Surveys consistently show that women tend to earn less than men: a “wage gap.” To illustrate, consider data from one such survey, the Current Population Survey (CPS) from 1985. In the survey data, each case is one person. The variables are the person’s hourly wages at the time of the survey, age, sex, marital status, the sector of the economy in which they work, etc.
One aspect of these data is displayed by plotting wage
versus sex
. The model plotted along with the data show that typical wages for men are higher than for women.
The situation is somewhat complex since the workforce reflected in the 1985 data is a mixture of people who were raised in the older system and those who were emerging in a more modern system. A woman’s situation can depend strongly on when she was born. This is reflected in the data by the age variable.
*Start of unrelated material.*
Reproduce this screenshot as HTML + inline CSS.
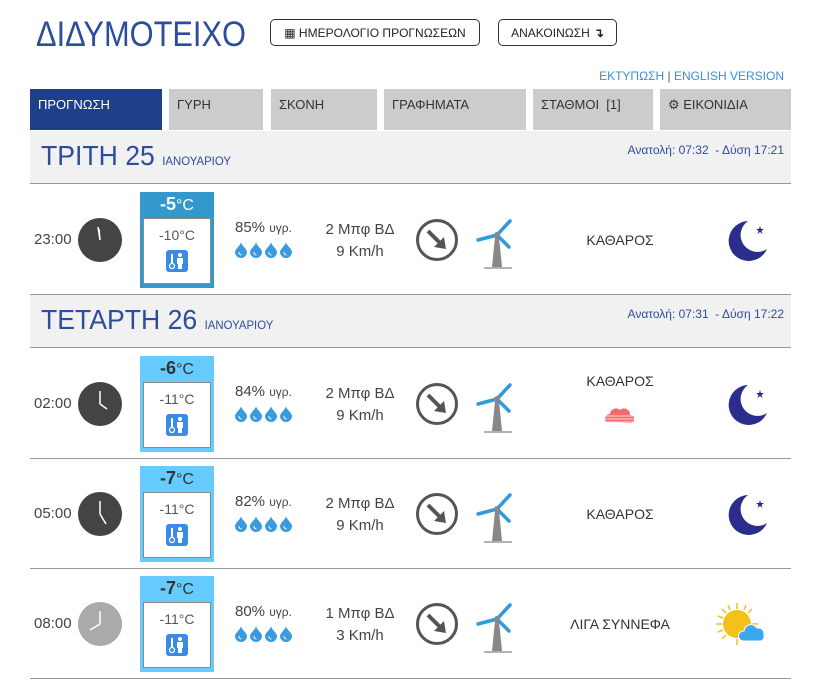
<!DOCTYPE html><html><head><meta charset="utf-8"><style>
body{margin:0;background:#fff;font-family:"Liberation Sans",sans-serif;color:#444;width:813px;height:683px;overflow:hidden;position:relative}
.a{position:absolute}
.title{left:36px;top:15px;font-size:35px;color:#2d4c9c;transform:scaleX(.88);transform-origin:left}
.btn{border:1.5px solid #333;border-radius:5px;height:25px;top:19px;font-size:12px;color:#222;display:flex;align-items:center;justify-content:center}
.tab{top:89px;height:41px;background:#ccc;font-size:13px;color:#333;padding:8px 0 0 8px;box-sizing:border-box}
.dh{left:30px;width:761px;height:53px;background:#f1f1f1;border-bottom:1.5px solid #999;box-sizing:border-box}
.dh .d{position:absolute;left:11px;top:9px;font-size:28px;color:#2d4c9c;transform:scaleX(.95);transform-origin:left}
.dh .d small{font-size:12px}
.dh .s{position:absolute;right:7px;top:12px;font-size:12px;color:#2d4c9c}
.row{left:30px;width:761px;height:110px;border-bottom:1.5px solid #999;box-sizing:border-box}
.row>*{position:absolute}
.tm{left:4px;top:46px;font-size:15px;color:#444}
.clk{left:48px;top:33px;width:44px;height:44px}
.tb{left:110px;top:7px;width:74px;height:96px}
.tb .h{height:24px;text-align:center;font-size:16px;color:#fff;line-height:24px}
.tb .h b{font-size:18px}
.tb .in{position:absolute;left:3px;top:26px;width:66px;height:64px;background:#fff;border:1px solid #888;text-align:center;font-size:14px;color:#555}
.hm{left:205px;top:34px;font-size:15px;width:70px}
.hm small{font-size:12px}
.wd{left:285px;top:34px;width:90px;text-align:center;font-size:15px;line-height:22px}
.cd{left:520px;width:140px;text-align:center;font-size:14px;color:#333}
</style></head><body>
<div class="a title">ΔΙΔΥΜΟΤΕΙΧΟ</div>
<div class="a btn" style="left:270px;width:208px">&#9638; ΗΜΕΡΟΛΟΓΙΟ ΠΡΟΓΝΩΣΕΩΝ</div>
<div class="a btn" style="left:498px;width:117px">ΑΝΑΚΟΙΝΩΣΗ <b style="margin-left:4px">↴</b></div>
<div class="a" style="right:29px;top:69px;font-size:12px;color:#3a8fd6">ΕΚΤΥΠΩΣΗ <span style="color:#555">|</span> ENGLISH VERSION</div>
<div class="a tab" style="left:30px;width:132px;background:#1f3f8a;color:#fff">ΠΡΟΓΝΩΣΗ</div>
<div class="a tab" style="left:169px;width:94px">ΓΥΡΗ</div>
<div class="a tab" style="left:271px;width:106px">ΣΚΟΝΗ</div>
<div class="a tab" style="left:384px;width:142px">ΓΡΑΦΗΜΑΤΑ</div>
<div class="a tab" style="left:533px;width:120px">ΣΤΑΘΜΟΙ&nbsp; [1]</div>
<div class="a tab" style="left:660px;width:131px">⚙ ΕΙΚΟΝΙΔΙΑ</div>

<div class="a dh" style="top:131px"><div class="d">ΤΡΙΤΗ 25 <small>ΙΑΝΟΥΑΡΙΟΥ</small></div><div class="s">Ανατολή: 07:32 &nbsp;- Δύση 17:21</div></div>
<div class="a dh" style="top:295px"><div class="d">ΤΕΤΑΡΤΗ 26 <small>ΙΑΝΟΥΑΡΙΟΥ</small></div><div class="s">Ανατολή: 07:31 &nbsp;- Δύση 17:22</div></div>

<svg width="0" height="0" style="position:absolute"><defs>
<g id="arr"><circle cx="22" cy="22" r="19.5" fill="none" stroke="#555" stroke-width="3"/><path d="M13 13L27 27" stroke="#555" stroke-width="4"/><path d="M31 31L19 29L29 19Z" fill="#555"/></g>
<g id="tur"><path d="M19 22L23 22L26 52L16 52Z" fill="#888"/><path d="M8 53L36 53" stroke="#999" stroke-width="1.5"/><path d="M21 20L34 6M21 20L2 25M21 20L33 32" stroke="#3399dd" stroke-width="3.5" stroke-linecap="round"/><circle cx="21" cy="20" r="3" fill="#888"/></g>
<g id="moon"><path d="M21 4A20 20 0 1 0 40 32A16 16 0 0 1 21 4Z" fill="#2b2d8c"/><path d="M33 9L34 12L37 12L34.5 14L35.5 17L33 15L30.5 17L31.5 14L29 12L32 12Z" fill="#2b2d8c"/></g>
<g id="drop"><path d="M6 0C6 3 0 7 0 10A6 6 0 0 0 12 10C12 7 6 3 6 0Z" fill="#3a9ae0"/><path d="M4 10A2.5 2.5 0 0 0 6.5 13" stroke="#fff" stroke-width="1" fill="none"/></g>
<g id="ico"><rect width="22" height="22" rx="3" fill="#3a8be8"/><path d="M6 4V14" stroke="#fff" stroke-width="2"/><circle cx="6" cy="16" r="2.5" fill="none" stroke="#fff" stroke-width="1.3"/><circle cx="14" cy="5" r="2" fill="#fff"/><path d="M11 8H17V14H16V19H12V14H11Z" fill="#fff"/></g>
<g id="drops"><use href="#drop" x="0" y="1"/><use href="#drop" x="15" y="1"/><use href="#drop" x="30" y="1"/><use href="#drop" x="45" y="1"/></g>
</defs></svg>

<div class="a row" style="top:185px">
<div class="tm">23:00</div>
<svg class="clk" width="44" height="44"><circle cx="22" cy="22" r="22" fill="#444"/><path d="M22 22L20 9M22 22L21 11" stroke="#fff" stroke-width="1.5"/></svg>
<div class="tb" style="background:#3399cc"><div class="h"><b>-5</b>°C</div><div class="in"><div style="margin-top:8px">-10°C</div><svg class="a" style="left:22px;top:31px" width="22" height="22"><use href="#ico"/></svg></div></div>
<div class="hm">85% <small>υγρ.</small><svg style="display:block;margin-top:5px" width="62" height="17"><use href="#drops"/></svg></div>
<div class="wd">2 Μπφ ΒΔ<br>9 Km/h</div>
<svg style="left:385px;top:33px" width="44" height="44"><use href="#arr"/></svg>
<svg style="left:446px;top:30px" width="44" height="56"><use href="#tur"/></svg>
<div class="cd" style="top:47px">ΚΑΘΑΡΟΣ</div>
<svg style="left:697px;top:32px" width="44" height="44"><use href="#moon"/></svg>
</div>

<div class="a row" style="top:349px">
<div class="tm">02:00</div>
<svg class="clk" width="44" height="44"><circle cx="22" cy="22" r="22" fill="#444"/><path d="M22 22L22 9M22 22L29 27" stroke="#fff" stroke-width="1.5"/></svg>
<div class="tb" style="background:#66ccff"><div class="h" style="color:#333"><b>-6</b>°C</div><div class="in"><div style="margin-top:8px">-11°C</div><svg class="a" style="left:22px;top:31px" width="22" height="22"><use href="#ico"/></svg></div></div>
<div class="hm">84% <small>υγρ.</small><svg style="display:block;margin-top:5px" width="62" height="17"><use href="#drops"/></svg></div>
<div class="wd">2 Μπφ ΒΔ<br>9 Km/h</div>
<svg style="left:385px;top:33px" width="44" height="44"><use href="#arr"/></svg>
<svg style="left:446px;top:30px" width="44" height="56"><use href="#tur"/></svg>
<div class="cd" style="top:24px">ΚΑΘΑΡΟΣ</div>
<svg style="left:574px;top:56px" width="30" height="20"><path d="M2 17A5 5 0 0 1 6 9A6 6 0 0 1 16 5A6 6 0 0 1 26 10A4 4 0 0 1 27 18Z" fill="#f56a6a"/><path d="M0 11H30M0 14H30M0 17H30" stroke="#fff" stroke-width=".8"/></svg>
<svg style="left:697px;top:32px" width="44" height="44"><use href="#moon"/></svg>
</div>

<div class="a row" style="top:459px">
<div class="tm">05:00</div>
<svg class="clk" width="44" height="44"><circle cx="22" cy="22" r="22" fill="#444"/><path d="M22 22L22 9M22 22L28 32" stroke="#fff" stroke-width="1.5"/></svg>
<div class="tb" style="background:#66ccff"><div class="h" style="color:#333"><b>-7</b>°C</div><div class="in"><div style="margin-top:8px">-11°C</div><svg class="a" style="left:22px;top:31px" width="22" height="22"><use href="#ico"/></svg></div></div>
<div class="hm">82% <small>υγρ.</small><svg style="display:block;margin-top:5px" width="62" height="17"><use href="#drops"/></svg></div>
<div class="wd">2 Μπφ ΒΔ<br>9 Km/h</div>
<svg style="left:385px;top:33px" width="44" height="44"><use href="#arr"/></svg>
<svg style="left:446px;top:30px" width="44" height="56"><use href="#tur"/></svg>
<div class="cd" style="top:47px">ΚΑΘΑΡΟΣ</div>
<svg style="left:697px;top:32px" width="44" height="44"><use href="#moon"/></svg>
</div>

<div class="a row" style="top:569px">
<div class="tm">08:00</div>
<svg class="clk" width="44" height="44"><circle cx="22" cy="22" r="22" fill="#aaa"/><path d="M22 22L22 9M22 22L12 28" stroke="#fff" stroke-width="1.5"/></svg>
<div class="tb" style="background:#66ccff"><div class="h" style="color:#333"><b>-7</b>°C</div><div class="in"><div style="margin-top:8px">-11°C</div><svg class="a" style="left:22px;top:31px" width="22" height="22"><use href="#ico"/></svg></div></div>
<div class="hm">80% <small>υγρ.</small><svg style="display:block;margin-top:5px" width="62" height="17"><use href="#drops"/></svg></div>
<div class="wd">1 Μπφ ΒΔ<br>3 Km/h</div>
<svg style="left:385px;top:33px" width="44" height="44"><use href="#arr"/></svg>
<svg style="left:446px;top:30px" width="44" height="56"><use href="#tur"/></svg>
<div class="cd" style="top:47px">ΛΙΓΑ ΣΥΝΝΕΦΑ</div>
<svg style="left:684px;top:30px" width="60" height="50"><g stroke="#f2c21a" stroke-width="1.5"><path d="M23 4V10M23 40V46M2 25H8M38 25H44M8 10L12 14M38 10L34 14M8 40L12 36M14 6L16 11M32 6L30 11M4 17L9 19M4 33L9 31"/></g><circle cx="23" cy="25" r="14" fill="#f2c21a"/><path d="M29 42A5 5 0 0 1 30 32A7 7 0 0 1 43 29A6 6 0 0 1 50 36A5 5 0 0 1 47 42Z" fill="#3aa8f0" stroke="#fff" stroke-width="1"/></svg>
</div>
</body></html>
There are other factors as well. The roles and burdens of women in family life remain much more traditional than their roles in the economy. Perhaps marital status ought to be taken into account. In fact, there are all sorts of variables that you might want to include – job type, race, location, etc. A statistical model can include multiple explanatory variables, all at once. To illustrate, consider explaining wage using the worker’s age, sex, and marital status.
In a typical graph of data, the vertical axis stands for the response variable and the horizontal axis for the explanatory variable. But what do you do when there is more than one explanatory variable? One approach, when some of the explanatory variables are categorical, is to use differing symbols or colors to represent the differing levels of the categories. The figure below shows wages versus age, sex, and marital status plotted out this way.
The first thing that might be evident from the scatter plot is that not very much is obvious from the data on their own. There does seem to be a slight increase in wages with age, but the cases are scattered all over the place.
The model, shown as the continuous curves in the figure, simplifies things. The relationships shown in the model are much clearer. You can see that wages tend to increase with age, up until about age 40, and they do so differently for men and for women and differently for married people and single people.
Models can sometimes reveal patterns that are not evident in a graph of the data. This is a great advantage of modeling over simple visual inspection of data. There is a real risk, however, that a model is imposing structure that is not really there on the scatter of data, just as people imagine animal shapes in the stars. A skeptical approach is always warranted.